We assume both I and B and prove wp.S.I.
wp.S.I
= < defn of S >
wp.(j:=j+1; sum:=sum+j).I
= < wp catenation (sequential composition) rule >
wp.(j:=j+1).(wp.(sum:=sum+j).I)
= < wp assignment rule >
wp.(j:=j+1).(I(sum:=sum+j))
= < wp assignment rule >
(I(sum:=sum+j))(j:=j+1)
= < defn of I, textual substitution >
(0≤j ∧ j≤N ∧ sum+j = (+i | 0<i≤j : i))(j:=j+1)
= < textual substitution >
0≤j+1 ∧ j+1≤N ∧ sum+(j+1) = (+i | 0<i≤j+1 : i)

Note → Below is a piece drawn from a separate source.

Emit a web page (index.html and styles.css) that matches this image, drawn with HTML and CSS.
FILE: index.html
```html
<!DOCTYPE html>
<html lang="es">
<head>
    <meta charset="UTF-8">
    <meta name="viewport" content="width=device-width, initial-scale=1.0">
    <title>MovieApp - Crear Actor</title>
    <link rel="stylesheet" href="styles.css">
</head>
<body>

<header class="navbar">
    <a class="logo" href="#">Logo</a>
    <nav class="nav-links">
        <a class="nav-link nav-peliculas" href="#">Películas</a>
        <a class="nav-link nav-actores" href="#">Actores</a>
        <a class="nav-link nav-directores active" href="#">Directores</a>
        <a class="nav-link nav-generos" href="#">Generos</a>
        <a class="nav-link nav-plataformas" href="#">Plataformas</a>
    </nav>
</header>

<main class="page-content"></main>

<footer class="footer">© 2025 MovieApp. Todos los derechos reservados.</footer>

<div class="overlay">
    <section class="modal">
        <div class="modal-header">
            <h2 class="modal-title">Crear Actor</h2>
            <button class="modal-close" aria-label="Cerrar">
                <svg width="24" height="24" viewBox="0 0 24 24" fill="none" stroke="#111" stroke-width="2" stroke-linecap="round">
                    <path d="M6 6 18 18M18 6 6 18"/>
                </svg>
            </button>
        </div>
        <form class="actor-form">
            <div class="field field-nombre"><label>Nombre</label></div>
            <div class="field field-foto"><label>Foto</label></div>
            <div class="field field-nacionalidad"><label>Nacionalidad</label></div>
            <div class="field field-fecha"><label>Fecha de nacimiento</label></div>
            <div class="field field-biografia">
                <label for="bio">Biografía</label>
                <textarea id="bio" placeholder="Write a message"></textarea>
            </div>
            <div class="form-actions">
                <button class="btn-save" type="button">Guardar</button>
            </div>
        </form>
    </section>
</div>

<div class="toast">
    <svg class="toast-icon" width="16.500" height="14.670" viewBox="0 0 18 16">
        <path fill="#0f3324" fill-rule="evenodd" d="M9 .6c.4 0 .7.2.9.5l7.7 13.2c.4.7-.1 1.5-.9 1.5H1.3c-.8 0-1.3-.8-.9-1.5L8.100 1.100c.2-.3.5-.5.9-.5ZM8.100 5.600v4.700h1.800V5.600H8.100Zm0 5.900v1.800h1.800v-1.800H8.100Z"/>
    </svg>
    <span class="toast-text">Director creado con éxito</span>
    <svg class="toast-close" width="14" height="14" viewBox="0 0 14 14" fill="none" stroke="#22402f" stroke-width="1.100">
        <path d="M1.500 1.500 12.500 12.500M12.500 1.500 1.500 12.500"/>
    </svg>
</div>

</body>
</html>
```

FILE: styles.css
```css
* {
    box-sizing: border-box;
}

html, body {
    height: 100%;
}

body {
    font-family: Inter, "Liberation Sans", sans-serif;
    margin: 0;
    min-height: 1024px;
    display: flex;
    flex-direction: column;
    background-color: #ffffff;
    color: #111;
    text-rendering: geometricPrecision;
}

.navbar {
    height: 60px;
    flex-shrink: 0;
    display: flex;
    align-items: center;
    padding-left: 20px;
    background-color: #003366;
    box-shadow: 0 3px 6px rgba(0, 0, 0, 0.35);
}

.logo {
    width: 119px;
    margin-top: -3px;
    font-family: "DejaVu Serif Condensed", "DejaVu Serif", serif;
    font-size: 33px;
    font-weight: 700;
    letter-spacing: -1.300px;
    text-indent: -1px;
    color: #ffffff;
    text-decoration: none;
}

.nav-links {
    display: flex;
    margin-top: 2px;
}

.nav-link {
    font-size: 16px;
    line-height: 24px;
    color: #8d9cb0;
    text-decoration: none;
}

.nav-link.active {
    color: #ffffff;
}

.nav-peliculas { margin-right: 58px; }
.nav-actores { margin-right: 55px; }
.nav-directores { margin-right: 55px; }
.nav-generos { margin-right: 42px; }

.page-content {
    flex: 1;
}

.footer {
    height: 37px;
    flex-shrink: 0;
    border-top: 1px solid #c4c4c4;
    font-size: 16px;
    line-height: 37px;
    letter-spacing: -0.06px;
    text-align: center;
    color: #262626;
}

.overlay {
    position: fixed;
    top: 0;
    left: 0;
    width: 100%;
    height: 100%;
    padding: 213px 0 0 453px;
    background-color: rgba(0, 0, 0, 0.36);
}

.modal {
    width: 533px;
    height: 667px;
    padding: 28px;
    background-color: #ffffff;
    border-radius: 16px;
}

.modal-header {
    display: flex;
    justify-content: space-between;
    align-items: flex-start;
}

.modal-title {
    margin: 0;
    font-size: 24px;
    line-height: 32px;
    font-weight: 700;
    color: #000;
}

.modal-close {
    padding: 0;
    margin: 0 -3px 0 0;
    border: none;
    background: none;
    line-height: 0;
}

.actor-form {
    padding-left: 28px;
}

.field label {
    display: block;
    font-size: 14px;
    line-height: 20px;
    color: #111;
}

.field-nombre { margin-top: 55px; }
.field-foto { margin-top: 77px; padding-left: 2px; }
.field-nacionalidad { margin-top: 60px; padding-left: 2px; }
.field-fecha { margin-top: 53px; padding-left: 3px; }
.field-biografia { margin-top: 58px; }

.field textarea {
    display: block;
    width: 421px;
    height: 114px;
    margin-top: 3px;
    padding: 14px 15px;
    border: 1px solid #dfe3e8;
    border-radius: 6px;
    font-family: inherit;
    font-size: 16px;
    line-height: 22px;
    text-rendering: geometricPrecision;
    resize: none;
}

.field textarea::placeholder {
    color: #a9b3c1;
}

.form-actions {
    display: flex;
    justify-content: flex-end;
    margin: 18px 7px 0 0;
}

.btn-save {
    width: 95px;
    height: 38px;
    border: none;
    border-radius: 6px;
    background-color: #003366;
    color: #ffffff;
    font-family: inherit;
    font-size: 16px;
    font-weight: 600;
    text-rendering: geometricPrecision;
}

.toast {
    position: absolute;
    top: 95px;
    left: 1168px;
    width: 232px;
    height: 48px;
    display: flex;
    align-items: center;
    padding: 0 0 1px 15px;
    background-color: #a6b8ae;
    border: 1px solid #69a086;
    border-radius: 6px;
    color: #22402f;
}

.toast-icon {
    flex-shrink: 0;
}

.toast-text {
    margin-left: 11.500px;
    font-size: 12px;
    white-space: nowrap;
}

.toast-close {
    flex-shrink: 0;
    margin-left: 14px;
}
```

= < I1 implies 0≤j+1; I2 ∧ B implies j+1≤N; (3.39) twice >
sum+(j+1) = (+i | 0<i≤j+1 : i)
= < (8.23) One-point rule (Assumption I1 guarantees range is non-empty) >
sum+(j+1) = (+i | 0<i≤j : i) + i(i:=j+1)
= < Assumption I3 and textual substitution >
sum+(j+1) = sum + (j+1)
= < = is reflexive >
true
Thus, we have demonstrated that [I ∧ B ==> wp.S.I], as required!
(iii) [I ∧ ¬B ==> Q]
I ∧ ¬B
= < defn of B >
I ∧ ¬(j ≠ N)
= < defn of I; ¬(j≠N) = (j=N)>
0≤j ∧ j≤N ∧ sum = (+i | 0<i≤j : i) ∧ j=N
= < Substitution (3.84a), with e,f := j,N and E := sum = (+i | 0<i≤j : i) >
0≤j ∧ j≤N ∧ sum = (+i | 0<i≤N : i) ∧ j=N
==> < (3.76b) >
sum = (+i | 0<i≤N : i)
= < defn of Q >
Q
(iv) [I ∧ B ==> t > 0]
Recalling that the bound function t is given by the expression N - j, we assume I ∧ B and show that N-j > 0.
N - j > 0
= < algebra >
N > j
= < assumptions B: j ≠ N and I2: j <= N together guarantee j < N >
true
(v) {I ∧ B ∧ t=T} S {t < T}.
Because we have chosen t : N-j, this is just {I ∧ B ∧ N-j=T} S {N-j < T}, which is equivalent to [I ∧ B ∧ N-j = T ==> wp.S.(N-j < T)]
wp.S.(N-j < T)
= < defn of S >
wp.(j:=j+1; sum:=sum+j).(N-j < T)
= < wp catenation (sequential composition) law >
wp.(j:=j+1).(wp.(sum:=sum+j).(N-j < T))
= < wp assignment rule >
wp.(j:=j+1).((N-j < T)(sum:=sum+j))
= < textual substitution (no occurrences of sum in N-j<T) >
wp.(j:=j+1).(N-j < T)
= < wp assignment rule >
(N-j < T)(j:=j+1)
= < textual substitution >
N-(j+1) < T
= < assumption N-j = T >
N-(j+1) < N-j
= < algebra >
-1 < 0
= < arithmetic >
true
Again, the above is written at an excessive level of detail. In practice, we would simply observe that S causes the value of j to increase by one (while leaving the value of N unchanged), from which it follows that the value of N-j (i.e., the value of t) decreases by one on each iteration of the loop.
In practice (and depending upon the intended readership), in proofs such as the ones above we would combine some of the more trivial sequences of steps together into a single step.